27 Octobre 2009
Une réforme de la Constitution votée à l’Assemblée nationale garantirait une totale protection du secret des sources, mais la dépénalisation des délits de presse attend toujours son approbation. Les médias font les frais d’un regain de violence depuis 2007.
Une trentaine de journalistes ont été les cibles d’agressions ou d’attentats au cours de l’année 2008, et une vingtaine ont fait l’objet de procédures judiciaires souvent abusives. Ce bilan, dressé par la Collège dominicain des journalistes (CDP) et le Syndicat national des travailleurs de la presse (SNTP), ressemble hélas à celui de l’année précédente. Les attaques contre les médias ont alors connu un niveau jamais atteint depuis l’époque de la dictature de Joaquín Balaguer, dans les années 70.

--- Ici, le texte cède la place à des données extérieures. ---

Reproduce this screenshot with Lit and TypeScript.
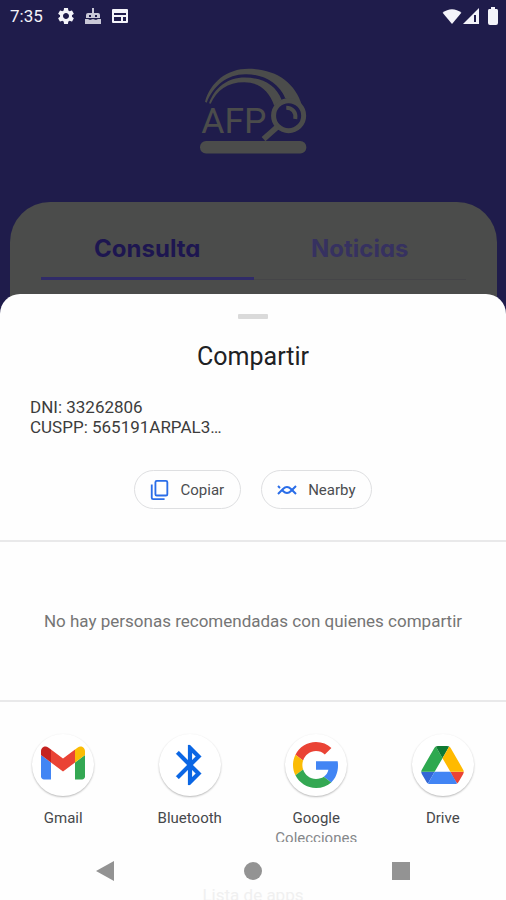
import { LitElement, html, css, svg } from "lit";
import { customElement } from "lit/decorators.js";

const gmail = svg`
  <svg class="logo" viewBox="50 35 92 88" width="46" height="44" aria-hidden="true">
    <path fill="#4285f4" d="M58 108h14V74L52 59v43c0 3.32 2.69 6 6 6"/>
    <path fill="#34a853" d="M120 108h14c3.32 0 6-2.69 6-6V59l-20 15"/>
    <path fill="#fbbc04" d="M120 48v26l20-15v-8c0-7.42-8.47-11.65-14.4-7.2"/>
    <path fill="#ea4335" d="M72 74V48l24 18 24-18v26L96 92"/>
    <path fill="#c5221f" d="M52 51v8l20 15V48l-5.6-4.2c-5.94-4.45-14.4-.22-14.4 7.2"/>
  </svg>`;

const bluetooth = svg`
  <svg class="logo" viewBox="0 0 24 24" width="48" height="48" aria-hidden="true">
    <path fill="#0b66e4" stroke="#0b66e4" stroke-width=".1" d="M17.71 7.71L12 2h-1v7.59L6.41 5 5 6.41 10.59 12 5 17.59 6.41 19 11 14.41V22h1l5.71-5.71-4.3-4.29 4.3-4.29zM13 5.83l1.88 1.88L13 9.59V5.83zm1.88 10.46L13 18.17v-3.76l1.88 1.88z"/>
  </svg>`;

const google = svg`
  <svg class="logo" viewBox="0 0 48 48" width="46" height="46" aria-hidden="true">
    <path fill="#ea4335" d="M24 9.5c3.54 0 6.71 1.22 9.21 3.6l6.85-6.85C35.9 2.38 30.47 0 24 0 14.62 0 6.51 5.38 2.56 13.22l7.98 6.19C12.43 13.72 17.74 9.5 24 9.5z"/>
    <path fill="#4285f4" d="M46.98 24.55c0-1.57-.15-3.09-.38-4.55H24v9.02h12.94c-.58 2.96-2.26 5.48-4.78 7.18l7.73 6c4.51-4.18 7.09-10.36 7.09-17.65z"/>
    <path fill="#fbbc05" d="M10.53 28.59c-.48-1.45-.76-2.99-.76-4.59s.27-3.14.76-4.59l-7.98-6.19C.92 16.46 0 20.12 0 24c0 3.88.92 7.54 2.56 10.78l7.97-6.19z"/>
    <path fill="#34a853" d="M24 48c6.48 0 11.93-2.13 15.89-5.81l-7.73-6c-2.15 1.45-4.92 2.3-8.16 2.3-6.26 0-11.57-4.22-13.47-9.91l-7.98 6.19C6.51 42.62 14.62 48 24 48z"/>
  </svg>`;

const drive = svg`
  <svg class="logo" viewBox="0 0 87.3 78" width="43" height="38" aria-hidden="true">
    <path fill="#3367d6" d="m6.6 66.85 3.85 6.65c.8 1.4 1.95 2.5 3.3 3.3l13.75-23.8h-27.5c0 1.55.4 3.1 1.2 4.5z"/>
    <path fill="#2da94f" d="m43.65 25-13.75-23.8c-1.35.8-2.5 1.9-3.3 3.3l-25.4 44a9.06 9.06 0 0 0 -1.2 4.5h27.5z"/>
    <path fill="#ea4335" d="m73.55 76.8c1.35-.8 2.5-1.9 3.3-3.3l1.6-2.75 7.65-13.25c.8-1.4 1.2-2.95 1.2-4.5h-27.502l5.852 11.5z"/>
    <path fill="#0f7a33" d="m43.65 25 13.75-23.8c-1.35-.8-2.9-1.2-4.5-1.2h-18.5c-1.6 0-3.15.45-4.5 1.2z"/>
    <path fill="#4285f4" d="m59.8 53h-32.3l-13.75 23.8c1.35.8 2.9 1.2 4.5 1.2h50.8c1.6 0 3.15-.45 4.5-1.2z"/>
    <path fill="#ffba00" d="m73.4 26.5-12.7-22c-.8-1.4-1.95-2.5-3.3-3.3l-13.75 23.8 16.15 28h27.45c0-1.55-.4-3.1-1.2-4.5z"/>
  </svg>`;

const apps = [
  { name: "Gmail", logo: gmail },
  { name: "Bluetooth", logo: bluetooth },
  { name: "Google", detail: "Colecciones", logo: google },
  { name: "Drive", logo: drive },
];

@customElement("status-bar")
export class StatusBar extends LitElement {
  static styles = css`
    :host {
      display: flex;
      align-items: center;
      height: 32px;
      padding: 0 7px 0 10px;
      color: #f4f4fa;
      font: 17px/20px Roboto, sans-serif;
    }
    svg { display: block; fill: currentColor; }
    .notes { display: flex; align-items: center; gap: 8px; flex: 1; margin-left: 13px; }
    .signals { display: flex; align-items: center; gap: 1px; }
    .battery { margin-left: 7px; }
    .soft { opacity: 0.8; }
  `;

  render() {
    return html`
      <time>7:35</time>
      <div class="notes">
        <svg viewBox="0 0 24 24" width="20" height="20"><path d="M19.14 12.94c.04-.3.06-.61.06-.94 0-.32-.02-.64-.07-.94l2.03-1.58c.18-.14.23-.41.12-.61l-1.92-3.32c-.12-.22-.37-.29-.59-.22l-2.39.96c-.5-.38-1.03-.7-1.62-.94l-.36-2.54c-.04-.24-.24-.41-.48-.41h-3.84c-.24 0-.43.17-.47.41l-.36 2.54c-.59.24-1.13.57-1.62.94l-2.39-.96c-.22-.08-.47 0-.59.22L2.74 8.87c-.12.21-.08.47.12.61l2.03 1.58c-.05.3-.09.63-.09.94s.02.64.07.94l-2.03 1.58c-.18.14-.23.41-.12.61l1.92 3.32c.12.22.37.29.59.22l2.39-.96c.5.38 1.03.7 1.62.94l.36 2.54c.05.24.24.41.48.41h3.84c.24 0 .44-.17.47-.41l.36-2.54c.59-.24 1.13-.56 1.62-.94l2.39.96c.22.08.47 0 .59-.22l1.92-3.32c.12-.22.07-.47-.12-.61l-2.01-1.58zM12 15.6c-1.98 0-3.6-1.62-3.6-3.6s1.62-3.6 3.6-3.6 3.6 1.62 3.6 3.6-1.62 3.6-3.6 3.6z"/></svg>
        <svg class="soft" viewBox="0 0 18 18" width="18" height="18"><path fill-rule="evenodd" d="M8 1h2v5h4a2 2 0 0 1 2 2v3H2V8a2 2 0 0 1 2-2h4zM5 8v2h2V8zm6 0v2h2V8zM1 12h3l2 1 3-1 3 1 2-1h3v5H1z"/></svg>
        <svg viewBox="0 0 20 20" width="20" height="20"><path fill-rule="evenodd" d="M3 3h14a1 1 0 0 1 1 1v12a1 1 0 0 1-1 1H3a1 1 0 0 1-1-1V4a1 1 0 0 1 1-1zM4 7v2h12V7zM4 11v4h7v-4zM13 11v4h3v-4z"/></svg>
      </div>
      <div class="signals">
        <svg viewBox="0 0 20 16" width="20" height="15"><path d="M0 4C6-1 14-1 20 4L10 16z"/></svg>
        <svg viewBox="0 0 16 16" width="16" height="16"><path fill-rule="evenodd" d="M0 16 16 0V16zM11 7v7h2V7z"/></svg>
        <svg class="battery" viewBox="0 0 12 18" width="12" height="18"><path d="M4 0h4v2h2a2 2 0 0 1 1 2v12a2 2 0 0 1-2 2H3a2 2 0 0 1-2-2V4a2 2 0 0 1 1-2h2z"/></svg>
      </div>
    `;
  }
}

@customElement("share-sheet")
export class ShareSheet extends LitElement {
  static styles = css`
    :host {
      display: flex;
      flex-direction: column;
      background: #fefefe;
      border-radius: 20px 20px 0 0;
      color: #202124;
      font-family: Roboto, sans-serif;
    }
    button { font: inherit; color: inherit; background: none; border: 0; padding: 0; }
    h2, p { margin: 0; font-weight: 400; }
    .handle { align-self: center; width: 30px; height: 5px; margin-top: 20px; border-radius: 1px; background: #dadada; }
    h2 { margin-top: 22px; text-align: center; font-size: 25px; line-height: 32px; }
    .preview { margin: 24px 30px 0; font-size: 17px; line-height: 20px; color: #3c3c3c; white-space: pre-line; }
    .actions { display: flex; justify-content: center; gap: 20px; padding: 33px 0 31px; }
    .chip {
      display: flex;
      align-items: center;
      gap: 10px;
      height: 39px;
      padding: 0 16px 0 14px;
      border: 1px solid #dedfe1;
      border-radius: 20px;
      font-size: 15px;
      color: #4b4d50;
    }
    .people {
      padding: 67px 24px;
      border: solid #e9e9ea;
      border-width: 2px 0;
      text-align: center;
      font-size: 17px;
      line-height: 24px;
      color: #757575;
    }
    .apps {
      display: grid;
      grid-template-columns: repeat(4, 1fr);
      height: 140px;
      overflow: hidden;
    }
    .app { display: flex; flex-direction: column; align-items: center; padding-top: 32px; font-size: 15px; line-height: 20px; color: #46484b; }
    .disc {
      display: grid;
      place-items: center;
      width: 62px;
      height: 62px;
      margin-bottom: 12px;
      border-radius: 50%;
      background: #fff;
      box-shadow: 0 1px 2px rgba(0, 0, 0, 0.28);
    }
    .detail { color: #85878a; }
  `;

  render() {
    return html`
      <div class="handle"></div>
      <h2>Compartir</h2>
      <p class="preview">DNI: 33262806
CUSPP: 565191ARPAL3…</p>
      <div class="actions">
        <button class="chip">
          <svg viewBox="0 0 24 24" width="22" height="22" fill="none" stroke="#2a6de8" stroke-width="2" aria-hidden="true">
            <rect x="7" y="2" width="13" height="16" rx="1.500"/>
            <path d="M3 6v14.500a1.500 1.500 0 0 0 1.500 1.500H17"/>
          </svg>
          Copiar
        </button>
        <button class="chip">
          <svg viewBox="0 0 22 22" width="22" height="22" fill="none" stroke="#2a6de8" stroke-width="2" aria-hidden="true">
            <path d="M2 15l5-5c2-2 5-3 8 0l5 5"/>
            <path d="M6 11l1 1c3 3 6 2 8 0l5-5"/>
            <path d="M2 7l2 2"/>
          </svg>
          Nearby
        </button>
      </div>
      <p class="people">No hay personas recomendadas con quienes compartir</p>
      <div class="apps">
        ${apps.map(
          (app) => html`
            <button class="app">
              <span class="disc">${app.logo}</span>
              <span>${app.name}</span>
              ${app.detail ? html`<span class="detail">${app.detail}</span>` : ""}
            </button>
          `
        )}
      </div>
    `;
  }
}

@customElement("app-root")
export class AppRoot extends LitElement {
  static styles = css`
    :host {
      display: flex;
      flex-direction: column;
      min-height: 100vh;
      background: #1f1c4b;
      font-family: Roboto, sans-serif;
    }
    .brand { align-self: center; display: block; margin: 36px 0 48px; }
    .card {
      margin: 0 9px 0 10px;
      padding: 19px 31px 48px;
      border-radius: 40px 40px 0 0;
      background: #4b4c4b;
    }
    .tabs { display: grid; grid-template-columns: 1fr 1fr; }
    .tab {
      height: 59px;
      padding: 0 0 2px;
      border: 0;
      border-bottom: 1px solid #454548;
      background: none;
      font: 700 24px/32px Inter, sans-serif;
      font-feature-settings: "cv11";
      color: #363160;
    }
    .tab.active { padding-bottom: 0; border-bottom: 3px solid #302b68; color: #1d1650; }
    .sheet { margin-top: -34px; }
    .nav {
      flex: 1;
      display: grid;
      grid-template-columns: repeat(3, 1fr);
      grid-template-rows: 20px 24px;
      justify-items: center;
      row-gap: 2px;
      height: 39px;
      padding: 19px 6% 0;
      overflow: hidden;
      background: #fefefe;
    }
    .key { display: block; padding: 0; border: 0; background: none; }
    .key svg { display: block; fill: #939393; }
    .list-title { grid-column: 1 / -1; margin: 0; font-size: 17px; line-height: 24px; color: #f0f0f0; }
  `;

  render() {
    return html`
      <status-bar></status-bar>
      <svg class="brand" viewBox="60 40 320 256" width="107" height="86" role="img" aria-label="AFP">
        <path fill="#4b4c4b" d="M75 140C92 82 140 42 205 42c80 0 140 40 160 110l-50-22C296 84 248 57 195 58 142 58 100 92 80 143z"/>
        <path fill="#4b4c4b" d="M87 145C104 98 142 68 194 68c54 0 92 22 110 66l-22 18C266 106 236 82 192 82c-50 0-82 24-100 64z"/>
        <circle cx="325" cy="182" r="45" fill="#1f1c4b" stroke="#4b4c4b" stroke-width="15"/>
        <path fill="none" stroke="#4b4c4b" stroke-width="12" d="M318 158c18 0 30 14 27 34"/>
        <path fill="none" stroke="#4b4c4b" stroke-width="17" d="M293 214l-43 38"/>
        <rect x="60" y="258" width="318" height="37" rx="18" fill="#4b4c4b"/>
        <text x="64" y="235" font-family="Roboto, sans-serif" font-size="106" fill="#4b4c4b">AFP</text>
      </svg>
      <section class="card">
        <div class="tabs" role="tablist">
          <button class="tab active" role="tab" aria-selected="true">Consulta</button>
          <button class="tab" role="tab" aria-selected="false">Noticias</button>
        </div>
      </section>
      <share-sheet class="sheet"></share-sheet>
      <nav class="nav">
        <button class="key" aria-label="Atrás"><svg viewBox="0 0 20 20" width="20" height="20"><path d="M19 0v20L1 10z"/></svg></button>
        <button class="key" aria-label="Inicio"><svg viewBox="0 0 20 20" width="20" height="20"><circle cx="10" cy="10" r="9"/></svg></button>
        <button class="key" aria-label="Recientes"><svg viewBox="0 0 20 20" width="20" height="20"><path d="M1 1h18v18H1z"/></svg></button>
        <p class="list-title">Lista de apps</p>
      </nav>
    `;
  }
}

Destination touristique prisée, la République dominicaine reste également sujette à une corruption tenace et sa position géographique en fait un important point de passage du trafic de drogue. Gare aux médias qui se mêleraient d’un peu trop près de ce type d’affaires, d’autant que les représailles sont souvent le fait de fonctionnaires municipaux ou de policiers. Cette situation explique d’ailleurs le peu de célérité de la justice à mettre un terme à l’impunité. La défiance entre la presse et les autorités s’est encore accentuée depuis l’assassinat, toujours en attente d’élucidation, de Normando García, cameraman et producteur de la chaîne privée régionale Teleunión, le 7 août 2008 à Santiago de los Caballeros. Particulièrement prégnante, la menace des cartels de la drogue contre les journalistes peut venir de n’importe où. Journaliste et producteur d’émissions pour la chaîne privée Canal 10-Varo Visión et la station 95,5 FM dans la province de Hato Mayor, Manuel Vega a ainsi reçu des « avertissements » attribués à deux narcotrafiquants emprisonnés au début de l’année 2009. La pression peut également émaner des plus hautes instances dirigeantes, comme l’ont révélé les manœuvres d’intimidation exercées par l’entourage du sénateur Alejandro Williams contre trois journalistes, depuis sa mise en cause dans une affaire de fraude au Medicare américain. L’affaire a tourné au scandale lorsque Margarita Cordero, du journal en ligne 7Días, María Isabel Soldevilla, du quotidien Listín Diario et Norma Sheppard, de la station privée Radio Mil, ont raconté à la commission d’éthique de la Haute Assemblée que des gardes du corps du sénateur s’étaient fait passer devant elles pour des agents du FBI afin d’obtenir les noms de leurs sources. L’épisode a cependant précédé de peu le vote par l’Assemblée nationale, le 4 mai 2009, d’une réforme constitutionnelle garantissant la protection absolue du secret des sources. Cette avancée reste en deçà des espoirs des représentants de la profession, qui ont réitéré leur appel à la dépénalisation des délits de presse. Déposée en septembre 2007 à l’Assemblée nationale, une proposition de loi en ce sens n’a toujours pas été examinée.